/AnMtgsAbsts2009.52480 Nutrients and Atrazine Removal From Simulated Urban/Suburban Runoff Using Column-Scale Bi-Phasic Bioretention Rain Garden System.

Monday, November 2, 2009
Convention Center, Exhibit Hall BC, Second Floor

Hanbae Yang1, Edward McCoy2, Parwinder Grewal3 and Warren Dick2, (1)Environmental Science Graduate Program, Ohio State Univ., OARDC, Wooster, OH
(2)School of Environment and Natural Resources, Ohio State Univ., OARDC, Wooster, OH
(3)Department of Entomology and Center for Urban Environment and Economic Development, Ohio State Univ., OARDC, Wooster, OH
Abstract:
Storm water runoff has been identified as a significant non-point source of pollution for surface water bodies. Rain gardens are small landscaped storm water bioretention areas that have the potential to reduce peak runoff flow and improve water quality in a natural and aesthetically pleasing manner. In this study, we examined column scale versions of two types of bioretention rain gardens—a conventional bioretention system and a new bi-phasic bioretention system. The bi-phasic bioretention system is designed to increase retention time and removal efficiency of runoff pollutants by creating a sequence of anaerobic to aerobic conditions. The objectives of this study were (1) to compare hydraulic performance of the two different bioretention designs, and (2) to evaluate the effect of carbon substrate availability on pollutant removal efficiency.
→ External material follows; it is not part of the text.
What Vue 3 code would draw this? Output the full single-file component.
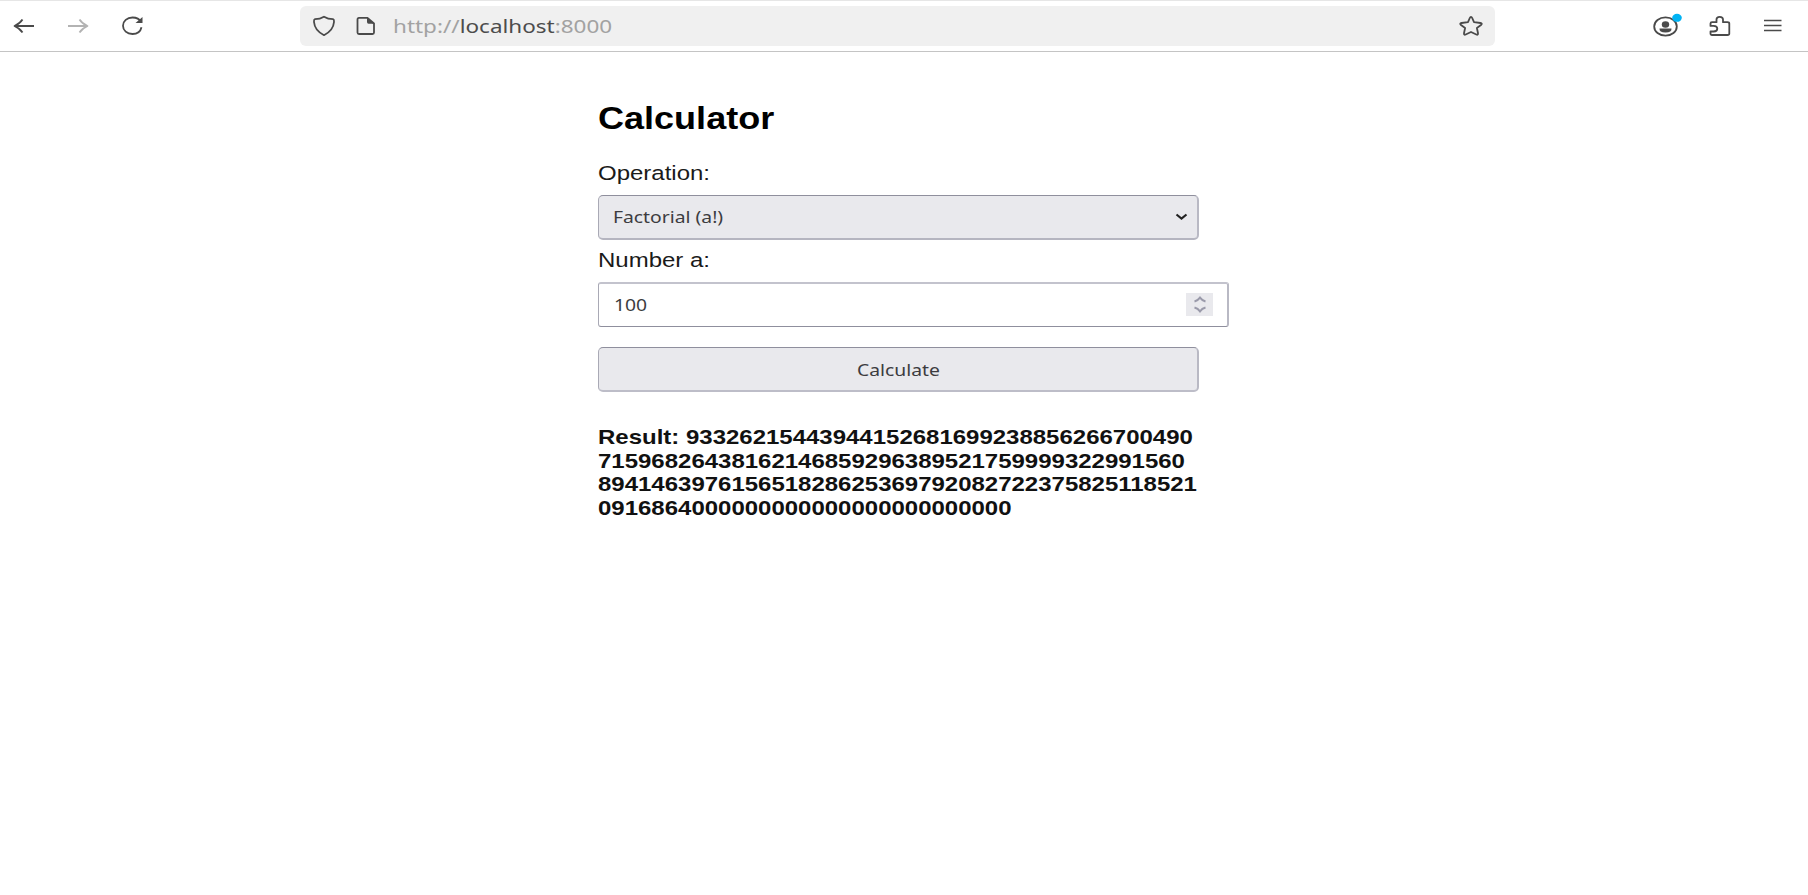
<script setup>
const resultLines = [
  'Result: 93326215443944152681699238856266700490',
  '71596826438162146859296389521759999322991560',
  '894146397615651828625369792082722375825118521',
  '0916864000000000000000000000000',
]
</script>

<template>
  <div class="window">
    <header class="toolbar">
      <nav class="nav">
        <svg width="22" height="16" viewBox="0 0 22 16" class="ic"><path d="M1.5 8H21M9.500 1.500Q7 5.500 1.500 8Q7 10.500 9.500 14.500" /></svg>
        <svg width="22" height="16" viewBox="0 0 22 16" class="ic dim"><path d="M1 8H20.500M12.500 1.500Q15 5.500 20.500 8Q15 10.500 12.500 14.500" /></svg>
        <svg width="24" height="20" viewBox="0 0 24 20" class="ic"><path d="M20.500 11.200C19.500 15.500 16 18 11.500 18C6 18 2 14.500 2 9.700C2 5 6 1.500 11.500 1.500C15.500 1.500 18.500 3 20 6" /><path class="fill" d="M21.500 1V7H14.500Z" /></svg>
      </nav>
      <div class="urlbar">
        <svg width="24" height="22" viewBox="0 0 24 22" class="ic shield"><path d="M12 1.700Q16 4.200 21 4.200Q22.300 4.600 22 7Q21.300 15.500 12 20.200Q2.700 15.500 2 7Q1.700 4.600 3 4.200Q8 4.200 12 1.700Z" /></svg>
        <svg width="20" height="20" viewBox="0 0 20 20" class="ic page"><path d="M11.500 1.900H3Q1.500 1.900 1.500 3.500V16.500Q1.500 18 3 18H16.500Q18 18 18 16.500V7.500Z" /><path class="fill" d="M11 1.500L18.500 7.800H12.500Q11 7.800 11 6Z" /></svg>
        <span class="url"><span class="t">http://<b>localhost</b>:8000</span></span>
        <svg width="26" height="22" viewBox="0 0 26 22" class="ic star"><path d="M13 1.800Q13.700 1.800 14.200 3L16 7.200L22.500 8Q24.600 8.300 23.300 9.700L18.900 13L20 18.300Q20.200 20.300 18.300 19.500L13 17L7.700 19.500Q5.800 20.300 6 18.300L7.100 13L2.700 9.700Q1.400 8.300 3.500 8L10 7.200L11.800 3Q12.300 1.800 13 1.800Z" /></svg>
      </div>
      <div class="actions">
        <svg width="32" height="26" viewBox="0 0 32 26" class="ic"><ellipse cx="13.500" cy="15.500" rx="11.300" ry="9.200" /><ellipse class="fill" cx="13.500" cy="13.500" rx="3.700" ry="3.200" /><path class="fill" d="M7.500 17.600H19.500Q20 21.500 13.500 21.600Q7 21.500 7.500 17.600Z" /><ellipse class="dot" cx="25" cy="6.800" rx="4.800" ry="4" /></svg>
        <svg width="22" height="22" viewBox="0 0 22 22" class="ic puzzle"><path d="M1.500 10.900V8.500Q1.500 7.200 3 7.200H7.500V4.500Q7.500 1.800 10.700 1.800Q14 1.800 14 4.500V7.200H18.500Q20.300 7.200 20.300 8.500V18.500Q20.300 20 18.500 20H3Q1.500 20 1.500 18.500V16.500H4.500Q8.300 16.300 8.300 13.700Q8.300 11.100 4.500 10.900Z" /></svg>
        <svg width="20" height="14" viewBox="0 0 20 14" class="ic menu"><path d="M1 1.500H18.500M1 6.500H18.500M1 11.500H18.500" /></svg>
      </div>
    </header>

    <main class="calc">
      <h2><span class="t">Calculator</span></h2>
      <label class="label"><span class="t">Operation:</span></label>
      <div class="field select">
        <span class="t">Factorial (a!)</span>
        <svg width="13" height="8" viewBox="0 0 13 8"><path d="M1.500 1.500L6.500 5.500L11.500 1.500" fill="none" stroke="#222" stroke-width="2.200" /></svg>
      </div>
      <label class="label second"><span class="t">Number a:</span></label>
      <div class="field input">
        <span class="t">100</span>
        <span class="spin">
          <svg width="14" height="17" viewBox="0 0 14 17"><path d="M1.500 5.500Q5 4.500 7 1.700Q9 4.500 12.500 5.500M1.500 11.500Q5 12.500 7 15.300Q9 12.500 12.500 11.500" fill="none" stroke="#9a9aaa" stroke-width="2" /></svg>
        </span>
      </div>
      <div class="field button"><span class="t">Calculate</span></div>
      <div class="result">
        <div v-for="line in resultLines" :key="line"><span class="t">{{ line }}</span></div>
      </div>
    </main>
  </div>
</template>

<style>
body {
  background: #fff;
}
</style>

<style scoped>
.window {
  width: 1808px;
  height: 895px;
  overflow: hidden;
  background: #fff;
  font-family: "Liberation Sans", Arial, sans-serif;
}
.t {
  display: inline-block;
  white-space: pre;
  transform-origin: 0 50%;
  transform: scaleX(1.17);
}
.toolbar {
  box-sizing: border-box;
  height: 52px;
  display: flex;
  align-items: center;
  border-top: 1px solid #e6e6e6;
  border-bottom: 1px solid #c4c4c4;
}
.ic {
  display: block;
  flex: none;
  fill: none;
  stroke: #4a4a4a;
  stroke-width: 1.8;
  stroke-linejoin: round;
}
.ic .fill {
  fill: #4a4a4a;
  stroke: none;
}
.ic .dot {
  fill: #00b3f4;
  stroke: none;
}
.dim {
  stroke: #b3b3b3;
}
.nav {
  width: 287px;
  padding-left: 13px;
  display: flex;
  align-items: center;
  gap: 32px;
}
.urlbar {
  box-sizing: border-box;
  width: 1195px;
  height: 40px;
  padding: 0 11px 0 12px;
  display: flex;
  align-items: center;
  border-radius: 6px;
  background: #f0f0f0;
}
.page {
  margin-left: 20px;
}
.url {
  flex: 1;
  padding-left: 17px;
  font: 18.500px/30px "Noto Sans", sans-serif;
  color: #a2a2a2;
}
.url .t {
  transform: scaleX(1.215);
}
.url b {
  font-weight: 400;
  color: #4c4c4c;
}
.actions {
  flex: 1;
  display: flex;
  align-items: center;
  padding-left: 157px;
}
.actions .ic:first-child {
  margin-top: -5px;
}
.puzzle {
  margin-left: 25px;
}
.menu {
  margin-left: 32px;
  stroke-width: 1.5;
}
.calc {
  width: 600px;
  margin: 0 auto 0 598px;
  color: #1a1a1a;
}
h2 {
  margin: 0;
  padding-top: 48px;
  font-size: 30.800px;
  line-height: 38px;
  color: #000;
}
.label {
  display: block;
  margin-top: 23px;
  font-size: 20.500px;
  line-height: 24px;
}
.second {
  margin-top: 8px;
}
.field {
  box-sizing: border-box;
  height: 45px;
  display: flex;
  align-items: center;
  justify-content: space-between;
  border: 1px solid #a9a9b5;
  border-top-color: #8f8f9d;
  border-right: 2px solid #b9b9c4;
  border-radius: 5px;
  background: #e9e9ed;
  font-family: "Noto Sans", sans-serif;
  font-size: 16.500px;
  color: #3c3c40;
}
.select {
  width: 601px;
  margin-top: 10px;
  padding: 0 9px 1px 14px;
  border-bottom: 2px solid #b5b5c0;
}
.input {
  width: 631px;
  margin-top: 10px;
  padding: 0 14px 1px 15px;
  border-top: 2px solid #c3c3cd;
  border-bottom-color: #8f8f9d;
  border-radius: 3px;
  background: #fff;
}
.spin {
  width: 27px;
  height: 23px;
  display: flex;
  align-items: center;
  justify-content: center;
  background: #e9e9ed;
}
.button {
  width: 601px;
  margin-top: 20px;
  justify-content: center;
  border-bottom: 2px solid #bdbdc8;
}
.button .t {
  transform-origin: 50% 50%;
}
.result {
  margin-top: 33px;
  font-size: 20.500px;
  font-weight: 700;
  line-height: 23.500px;
  color: #111;
}
</style>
A total of five simulated runoff events with various concentrations of runoff pollutants (i.e., nitrate-N, phosphate-P, and atrazine) were applied to both conventional and bi-phasic bioretention columns once every five days. Both bioretention systems showed good removal efficiency of phosphate-P (89 to 100%) and atrazine (84 to 100%). However, significantly higher removal of nitrate-N was observed in the bi-phasic bioretention columns (42 to 57%) compared to the conventional bioretention columns (27 to 29%) (P<0.001). Addition of carbon substrate in the form of glucose clearly showed that removal efficiency of nitrate-N significantly increases as C/N ratio increases, achieving up to 81% of net nitrate-N removal at a C/N ratio of 2.0. This study demonstrated the importance of retention time and environmental conditions (i.e., aerobic/anaerobic conditions and available C substrates) for bioremediation of pollutants, especially nitrates, in bioretention rain gardens.